Había algo en su voz —calma, firmeza o quizá un dejo de culpa— que la tranquilizó de inmediato. Lo observó un segundo más, intentando descifrar por qué… por qué sentía como si ya lo conociera.

No era solo su voz. Era su presencia.
Una cercanía inexplicable.
Un reconocimiento que bordeaba lo imposible.

Pero cuando intentó buscar la memoria que respaldara esa sensación, no encontró nada.

Horas después, Lucía salió del hospital acompañada de Adrián. Caminaban despacio por el estacionamiento, ella sosteniendo un bolso casi vacío donde solo llevaba ropa que no recordaba haber visto antes. El aire frío golpeaba su piel sensible, pero no hizo comentario alguno.

Adrián abrió la puerta del auto para ella.
—Voy a manejar despacio, por si acaso te mareas.

Lucía asintió.

El camino transcurrió en silencio. Las calles pasaban frente a sus ojos como fragmentos de una vida ajena: edificios, tiendas, un parque lleno de niños, un grafiti enorme de colores vibrantes. Nada le resultaba familiar, lo cual solo aumentaba su inquietud.
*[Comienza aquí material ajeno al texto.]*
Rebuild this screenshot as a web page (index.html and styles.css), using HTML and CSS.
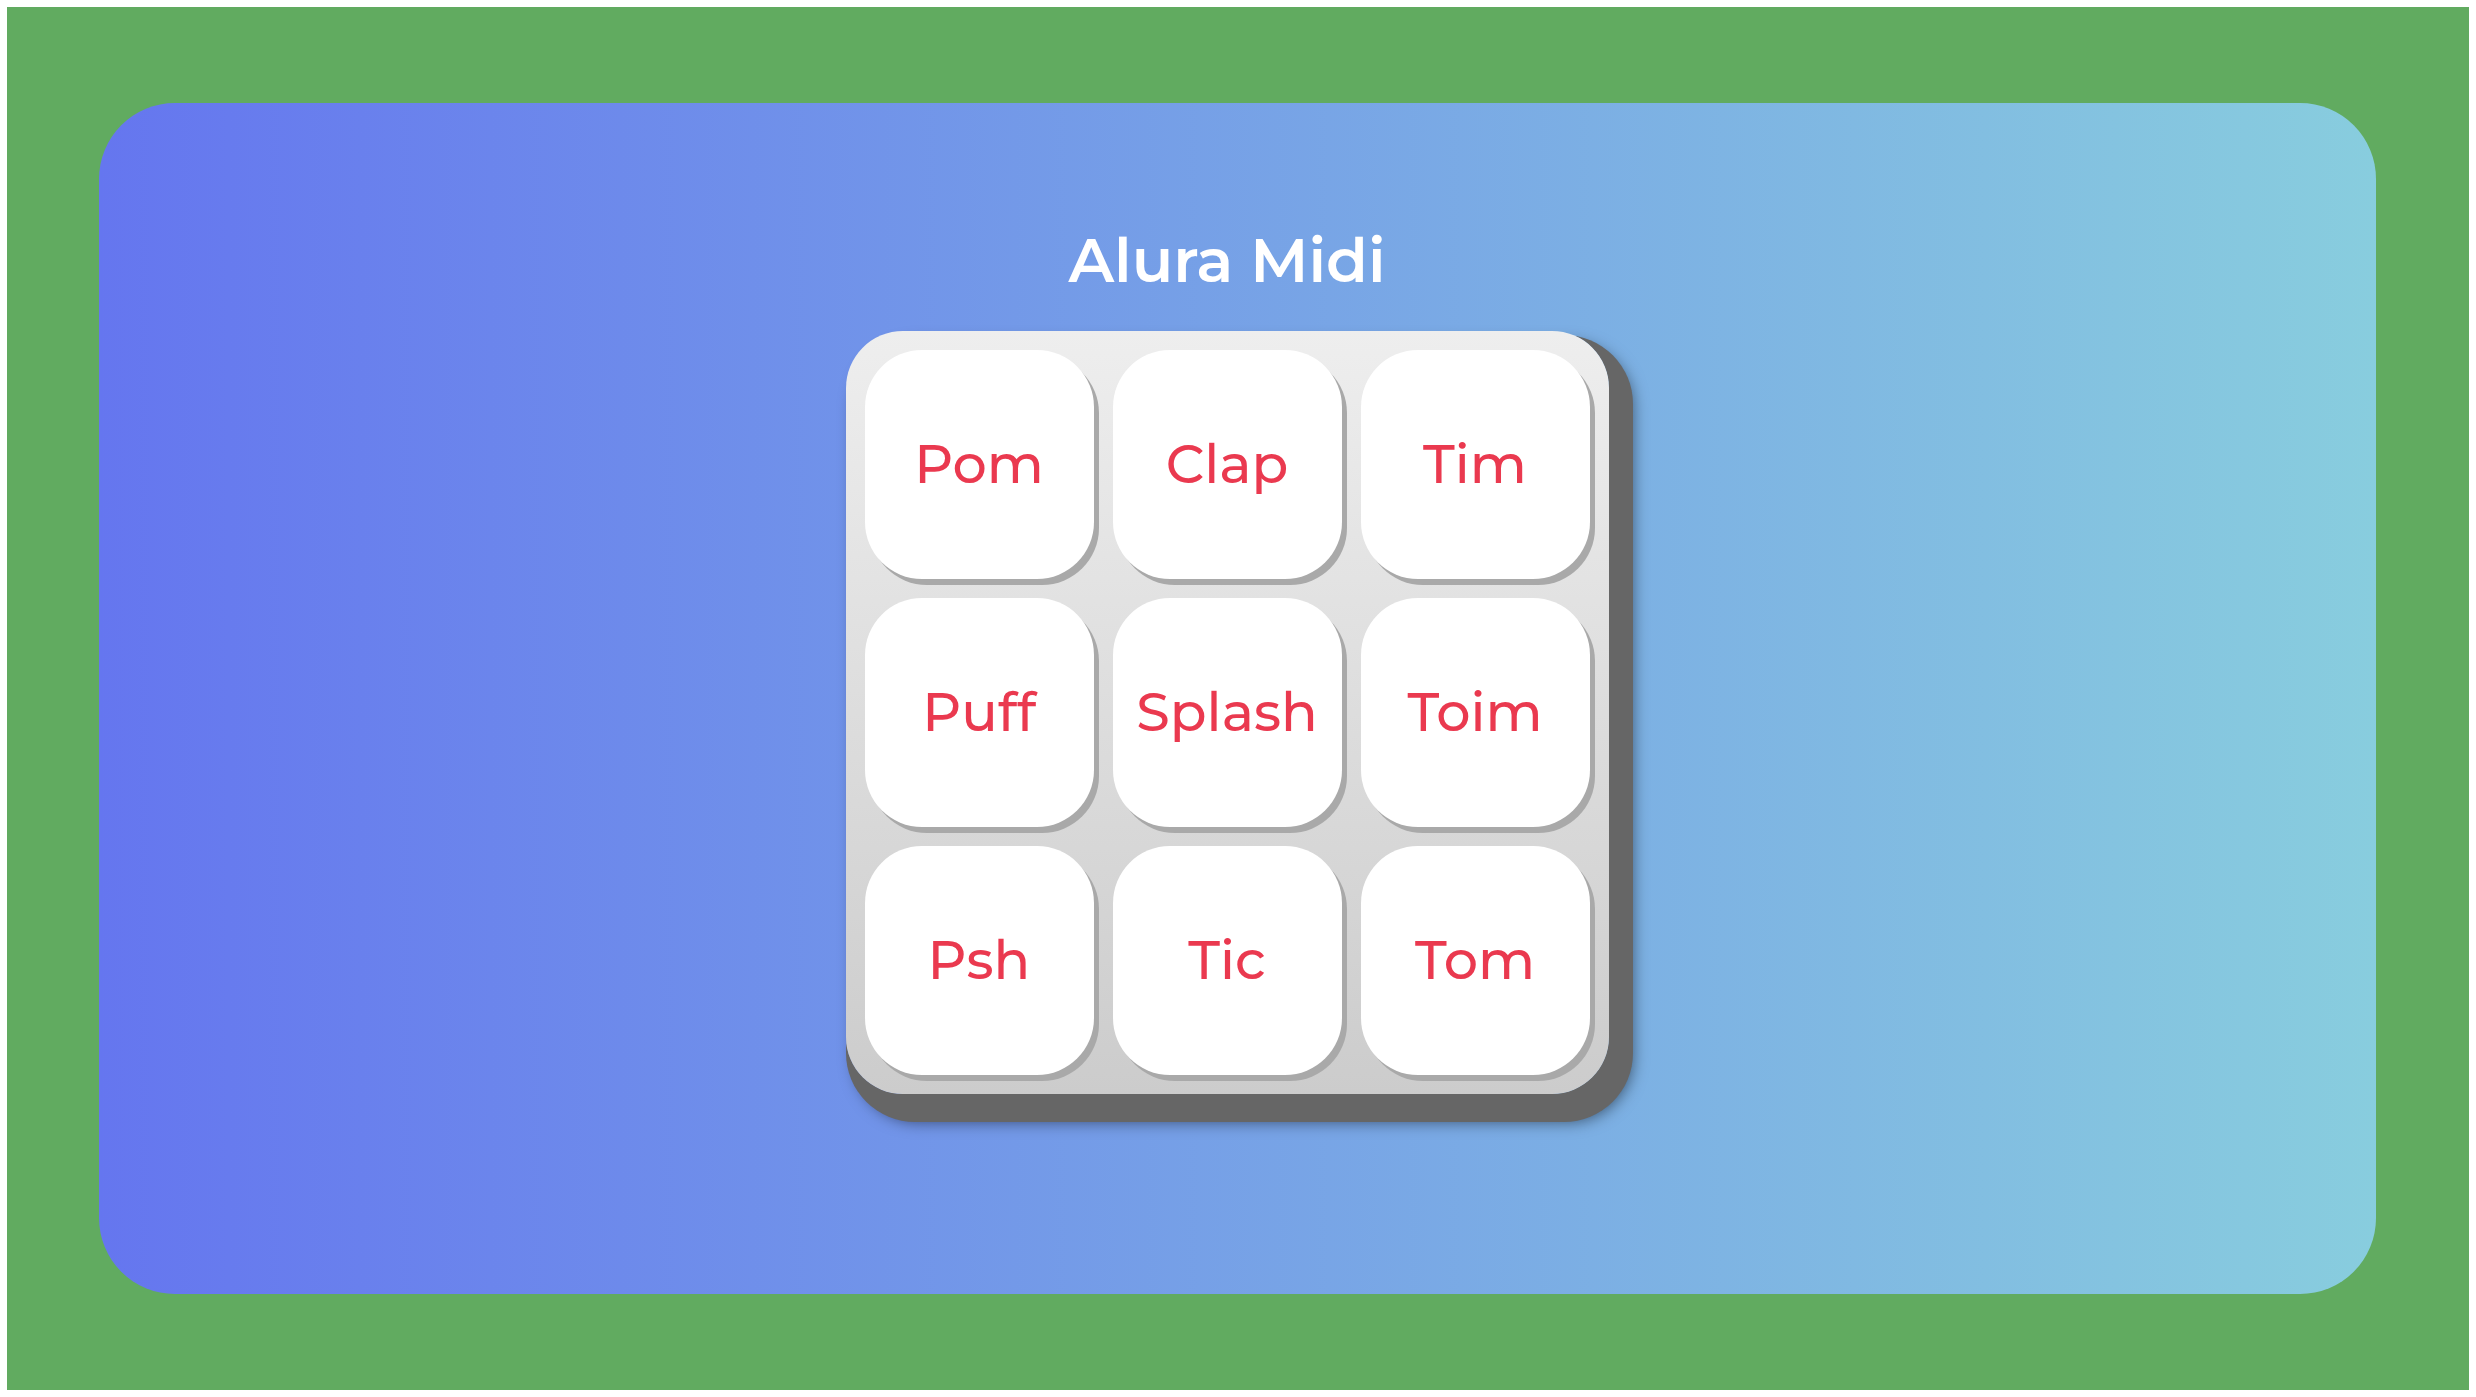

—¿Cómo nos conocimos? —preguntó finalmente.

Adrián apretó el volante un poco más fuerte.

—Nos encontramos hace unos meses. Fue algo casual —respondió evasivo.

Lucía notó cómo su mirada se fijaba demasiado en la carretera.
—¿Éramos… amigos?

—Algo así —respondió él, sin mirar.

La respuesta no la convenció, pero decidió no insistir. Algo dentro de él parecía estar reteniendo mucho más de lo que decía.

El apartamento estaba en el tercer piso de un edificio sin elevador. Las escaleras eran estrechas, el pasillo largo, la pintura de las paredes comenzaba a descascararse en algunos puntos. Adrián abrió la puerta con una llave que colgaba de un llavero de madera tallada.

—Bienvenida —murmuró.

El interior era pequeño pero acogedor. Un sofá gris, una mesa de café con marcas de vasos, una cocina abierta, plantas en distintas macetas, algunas sanas, otras al borde de rendirse. Lucía recorrió el lugar con la mirada, buscando cualquier indicio que despertara un recuerdo. Nada.

Adrián dejó sus llaves sobre la mesita de la entrada.
—Puedes usar mi cuarto por ahora. Yo me quedaré en el sillón.

—No tienes que hacerlo —dijo ella—. No quiero molestarte.

—No es molestia. Solo… quiero ayudarte.

Lucía se mordió el labio inferior. Algo en la forma en la que dijo “ayudarte” le provocó un escalofrío, no de miedo, sino de una emoción que no podía poner en palabras.

—Gracias, Adrián.

Él sonrió por primera vez desde que la vio despertar.
Una sonrisa suave, casi tímida.

Esa noche, Lucía se quedó despierta mucho más tiempo del que quiso admitir. Recostada en la cama que supuestamente fue de Adrián, escuchaba los sonidos del apartamento: el murmullo del refrigerador, el ligero crujir de las maderas, y de fondo, la respiración tranquila de Adrián desde el sofá.